Partant, la condition de l'art. 136 al. 2 let. c CPP n'est pas remplie pour la présente procédure de recours et la requête du recourant doit être rejetée.

* * * * *


 

PAR CES MOTIFS,
LA COUR :


Admet le recours.

Annule l'ordonnance de non-entrée en matière du 7 décembre 2021 et renvoie la cause au Ministère public.

Laisse les frais de la procédure de recours à la charge de l'État.

Rejette la demande d'assistance judiciaire pour la procédure de recours.
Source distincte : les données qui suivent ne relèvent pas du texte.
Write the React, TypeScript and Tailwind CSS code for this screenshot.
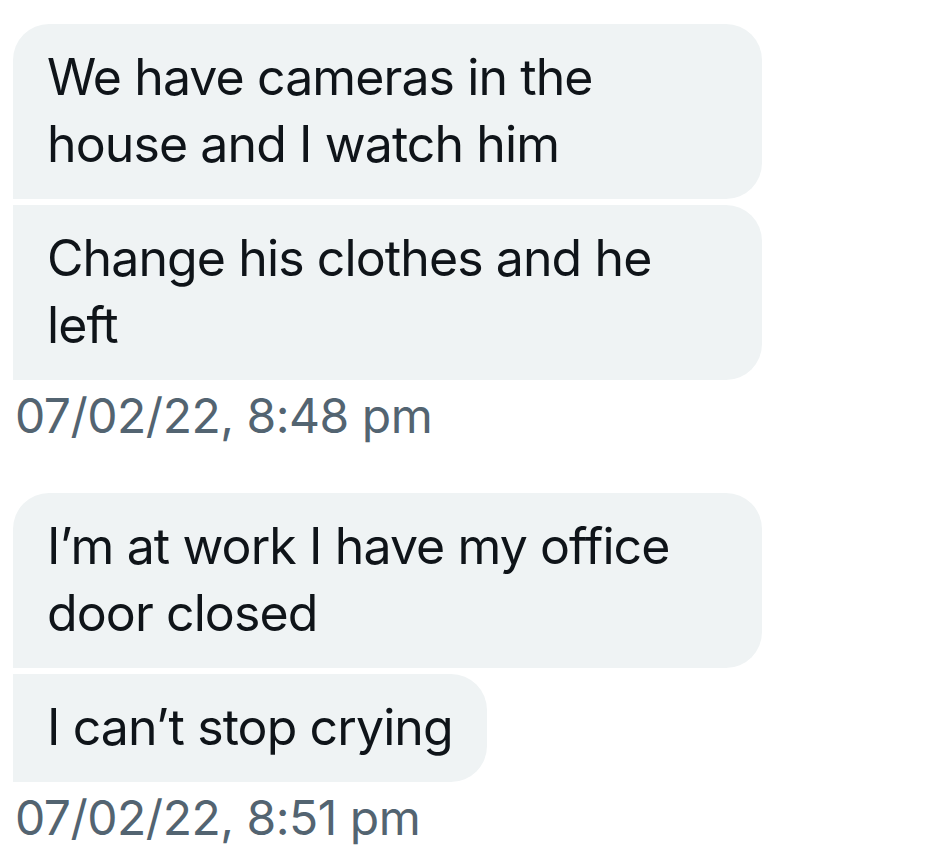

Notifie le présent arrêt ce jour, en copie, à A______, soit pour lui son conseil, ainsi qu'au Ministère public.

Siégeant :

Madame Corinne CHAPPUIS BUGNON, présidente; Monsieur Christian COQUOZ et Madame Alix FRANCOTTE CONUS, juges; Madame Arbenita VESELI, greffière.

 

La greffière :

Arbenita VESELI

 

La présidente :

Corinne CHAPPUIS BUGNON

 

Voie de recours :

 

Le Tribunal fédéral connaît, comme juridiction ordinaire de recours, des recours en matière pénale au sens de l'art. 78 de la loi sur le Tribunal fédéral du 17 juin 2005 (LTF; RS 173.110); la qualité et les autres conditions pour interjeter recours sont déterminées par les art. 78 à 81 et 90 ss LTF. Le recours doit être formé dans les trente jours qui suivent la notification de l'expédition complète de l'arrêt attaqué.

 

Le recours doit être adressé au Tribunal fédéral, 1000 Lausanne 14. Les mémoires doivent être remis au plus tard le dernier jour du délai, soit au Tribunal fédéral soit, à l'attention de ce dernier, à La Poste Suisse ou à une représentation diplomatique ou consulaire suisse (art. 48 al. 1 LTF).